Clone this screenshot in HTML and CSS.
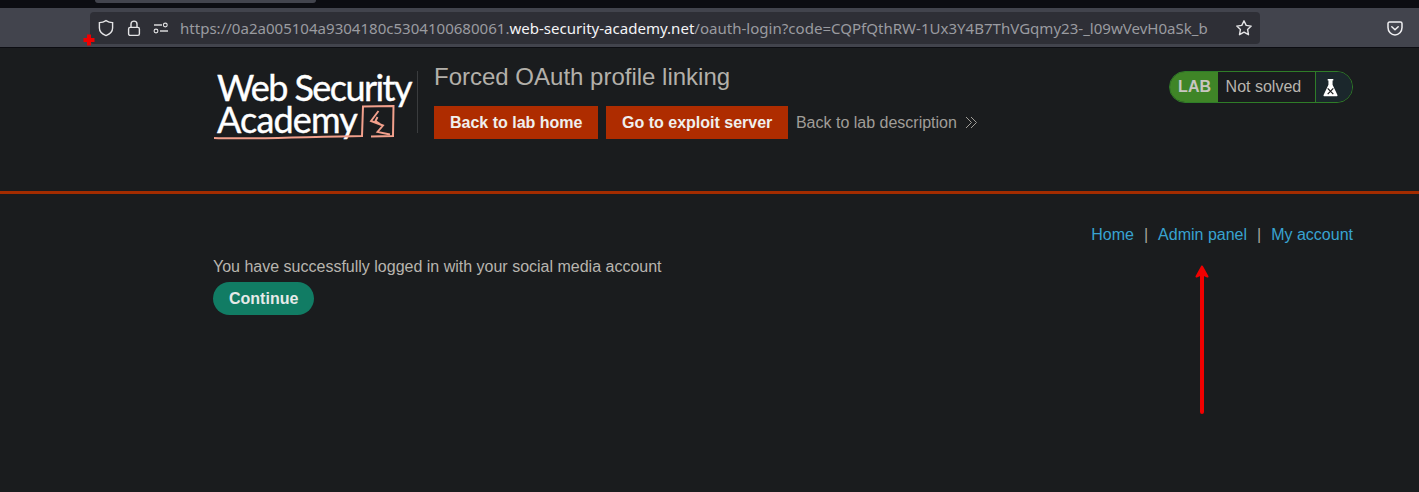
FILE: index.html
```html
<!DOCTYPE html>
<html>
<head>
    <title>Forced OAuth profile linking</title>
    <link rel="stylesheet" href="styles.css">
</head>
<body>
    <div class="tab-strip">
        <div class="tab-edge"></div>
    </div>
    <div class="toolbar">
        <div class="url-bar">
            <svg class="url-icon" width="18" height="18" viewBox="0 0 18 18" fill="none" stroke="#e4e4e6" stroke-width="1.4">
                <path d="M9 1.6 C11 3 13.5 3.6 15.6 3.6 V9 C15.6 12.4 12.6 15.2 9 16.6 C5.4 15.2 2.4 12.4 2.4 9 V3.6 C4.5 3.6 7 3 9 1.6 Z"/>
            </svg>
            <svg class="url-icon" width="14" height="18" viewBox="0 0 14 18" fill="none" stroke="#e4e4e6" stroke-width="1.4">
                <rect x="1.6" y="8.4" width="10.8" height="8" rx="1.6"/>
                <path d="M4 8.4 V5 C4 1.2 10 1.2 10 5 V8.4"/>
            </svg>
            <svg class="url-icon url-icon-last" width="16" height="12" viewBox="0 0 16 12" fill="none" stroke="#e4e4e6" stroke-width="1.1">
                <circle cx="12.3" cy="3" r="1.9"/>
                <path d="M1 3 H9" stroke-width="1.4"/>
                <circle cx="3" cy="9" r="1.9"/>
                <path d="M7 9 H15" stroke-width="1.4"/>
            </svg>
            <div class="url-text">https://0a2a005104a9304180c5304100680061.<span class="url-host">web-security-academy.net</span>/oauth-login?code=CQPfQthRW-1Ux3Y4B7ThVGqmy23-_l09wVevH0aSk_b</div>
            <svg class="url-star" width="18" height="18" viewBox="0 0 18 18" fill="none" stroke="#e4e4e6" stroke-width="1.4" stroke-linejoin="round">
                <path d="M9 1.8 L11.2 6.4 L16.2 7.1 L12.6 10.6 L13.5 15.7 L9 13.2 L4.5 15.7 L5.4 10.6 L1.8 7.1 L6.8 6.4 Z"/>
            </svg>
        </div>
        <svg class="pocket" width="16" height="15" viewBox="0 0 16 15" fill="none" stroke="#f0f0f2" stroke-width="1.5">
            <path d="M2.6 1 H13.4 C14.4 1 15 1.6 15 2.6 V6.5 C15 10.6 11.8 14 8 14 C4.2 14 1 10.6 1 6.5 V2.6 C1 1.6 1.6 1 2.6 1 Z"/>
            <path d="M4.8 5.8 L8 8.8 L11.2 5.8" stroke-linecap="round" stroke-linejoin="round"/>
        </svg>
    </div>

    <div class="lab-header">
        <div class="container lab-header-inner">
            <div class="logo">
                <div class="logo-text">Web Security</div>
                <div class="logo-text logo-text-second">Academy</div>
                <svg class="logo-mark" width="204" height="72" viewBox="0 0 204 72" fill="none" stroke="#f2a08c" stroke-width="2">
                    <path d="M1 67 C40 68.5 100 65.5 149 65 L150 35.5 L180.5 35 L180 65 L158 65.5"/>
                    <path d="M165.5 40 L158 50 L170 54.5 L164.5 61 L177 63.5 M164.5 46 L162.5 50 L167 53" stroke-width="1.9"/>
                </svg>
            </div>
            <div class="lab-title-block">
                <h2 class="lab-title">Forced OAuth profile linking</h2>
                <div class="lab-links">
                    <a class="lab-btn">Back to lab home</a>
                    <a class="lab-btn">Go to exploit server</a>
                    <a class="lab-back">Back to lab description
                        <svg width="13" height="13" viewBox="0 0 13 13" fill="none" stroke="#a09d98" stroke-width="1">
                            <path d="M1 1 L6.5 6.5 L1 12"/>
                            <path d="M6 1 L11.5 6.5 L6 12"/>
                        </svg>
                    </a>
                </div>
            </div>
            <div class="lab-status">
                <span class="status-tag">LAB</span>
                <span class="status-text">Not solved</span>
                <span class="status-icon">
                    <svg width="15" height="19" viewBox="0 0 16 20">
                        <path fill="#fff" d="M5 1 H11 V2.4 H10.2 V7 L15.4 18 C15.7 18.8 15.2 19.4 14.4 19.4 H1.6 C0.8 19.4 0.3 18.8 0.6 18 L5.8 7 V2.4 H5 Z"/>
                        <path stroke="#1a1c1e" stroke-width="1.3" d="M5 11 L11 17 M11 11 L5 17"/>
                    </svg>
                </span>
            </div>
        </div>
    </div>

    <div class="container main">
        <nav class="top-links">
            <a>Home</a><span class="sep">|</span><a>Admin panel</a><span class="sep">|</span><a>My account</a>
        </nav>
        <p class="message">You have successfully logged in with your social media account</p>
        <a class="continue-btn">Continue</a>
    </div>

    <!-- annotations drawn on top of the screenshot -->
    <svg class="mark-plus" width="14" height="14" viewBox="0 0 14 14">
        <path fill="#f00000" d="M5 1.5 H9 V5 H12.5 V9 H9 V12.5 H5 V9 H1.5 V5 H5 Z"/>
    </svg>
    <svg class="mark-arrow" width="18" height="152" viewBox="0 0 18 152" fill="none" stroke="#f00000" stroke-linecap="round" stroke-linejoin="round">
        <path d="M9 8 V148" stroke-width="4"/>
        <path fill="#f00000" stroke-width="2" d="M9 2.5 L3.5 12.5 L9 10 L14.5 12.5 Z"/>
    </svg>
</body>
</html>
```

FILE: styles.css
```css
html, body {
    margin: 0;
    padding: 0;
}
body {
    position: relative;
    height: 492px;
    overflow: hidden;
    background-color: #1a1c1e;
    font-family: "Liberation Sans", Arial, sans-serif;
    font-size: 16px;
    color: #b8b5af;
}
a {
    text-decoration: none;
}

/* browser chrome */
.tab-strip {
    height: 8px;
    background-color: #0c0d12;
}
.tab-edge {
    width: 221px;
    height: 3px;
    margin-left: 95px;
    background-color: #42444d;
    border-radius: 0 0 4px 4px;
}
.toolbar {
    display: flex;
    align-items: flex-start;
    height: 40px;
    box-sizing: border-box;
    padding: 4px 16px 0 90px;
    background-color: #42444d;
    border-bottom: 1px solid #0c0d12;
}
.url-bar {
    display: flex;
    align-items: center;
    width: 1170px;
    height: 32px;
    box-sizing: border-box;
    padding: 0 7px;
    background-color: #2e2f36;
    border-radius: 4px;
}
.url-icon {
    flex: none;
    margin-right: 12px;
}
.url-icon-last {
    margin-right: 11px;
}
.url-text {
    flex: 1;
    font-family: "Noto Sans", sans-serif;
    font-size: 15.05px;
    white-space: nowrap;
    overflow: hidden;
    color: #9a9ba0;
}
.url-host {
    color: #f4f4f6;
}
.url-star {
    flex: none;
}
.pocket {
    margin: 9px 0 0 auto;
}

/* lab header */
.container {
    width: 1140px;
    margin-left: 213px;
}
.lab-header {
    height: 143px;
    border-bottom: 3px solid #a32c00;
}
.lab-header-inner {
    display: flex;
    align-items: flex-start;
}
.logo {
    position: relative;
    width: 204px;
    height: 62px;
    margin-top: 23px;
    border-right: 1px solid #3a3c3e;
    flex: none;
}
.logo-text {
    padding-left: 4px;
    font-family: "Lato", sans-serif;
    font-size: 36px;
    line-height: 32px;
    letter-spacing: -1.55px;
    -webkit-text-stroke: 0.4px #fff;
    color: #fff;
    white-space: nowrap;
}
.logo-text-second {
    letter-spacing: -0.85px;
}
.logo-mark {
    position: absolute;
    left: 0;
    top: 0;
}
.lab-title-block {
    margin-left: 16px;
    flex: 1;
}
.lab-title {
    margin: 14px 0 0;
    font-size: 24px;
    line-height: 30px;
    font-weight: normal;
    color: #b3b0aa;
}
.lab-links {
    display: flex;
    align-items: center;
    margin-top: 14px;
}
.lab-btn {
    height: 33px;
    line-height: 33px;
    padding: 0 16px;
    margin-right: 7.6px;
    background-color: #ae2c00;
    font-weight: bold;
    color: #f0efed;
}
.lab-back {
    display: flex;
    align-items: center;
    gap: 8px;
    color: #a09d98;
}
.lab-status {
    display: flex;
    align-items: stretch;
    height: 32px;
    margin-top: 23px;
    box-sizing: border-box;
    border: 1px solid #2f7d28;
    border-radius: 16px;
    overflow: hidden;
    flex: none;
}
.status-tag {
    display: flex;
    align-items: center;
    padding: 0 7px 0 8px;
    background-color: #3f8527;
    font-weight: bold;
    color: #c8c6c0;
}
.status-text {
    display: flex;
    align-items: center;
    width: 98px;
    box-sizing: border-box;
    padding-left: 7.6px;
    border-right: 1px solid #2f7d28;
}
.status-icon {
    display: flex;
    align-items: center;
    width: 36px;
    padding-left: 7px;
    box-sizing: border-box;
    background-color: #1b272c;
}

/* page content */
.top-links {
    display: flex;
    justify-content: flex-end;
    margin-top: 31px;
    line-height: 20px;
}
.top-links a {
    color: #38a3d1;
}
.sep {
    margin: 0 10px;
    color: #a8a5a0;
}
.message {
    margin: 12px 0 0;
    line-height: 20px;
}
.continue-btn {
    display: inline-block;
    margin-top: 5px;
    height: 33px;
    line-height: 33px;
    padding: 0 16px;
    border-radius: 17px;
    background-color: #117c64;
    font-weight: bold;
    color: #e6eae8;
}

/* annotations */
.mark-plus {
    position: absolute;
    left: 82px;
    top: 33px;
}
.mark-arrow {
    position: absolute;
    left: 1193px;
    top: 264px;
}
```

TASK DETAILS >> Every line above that contains the word "screenshot" should be reported.

FULL ANSWER >>
Clone this screenshot in HTML and CSS.
    <!-- annotations drawn on top of the screenshot -->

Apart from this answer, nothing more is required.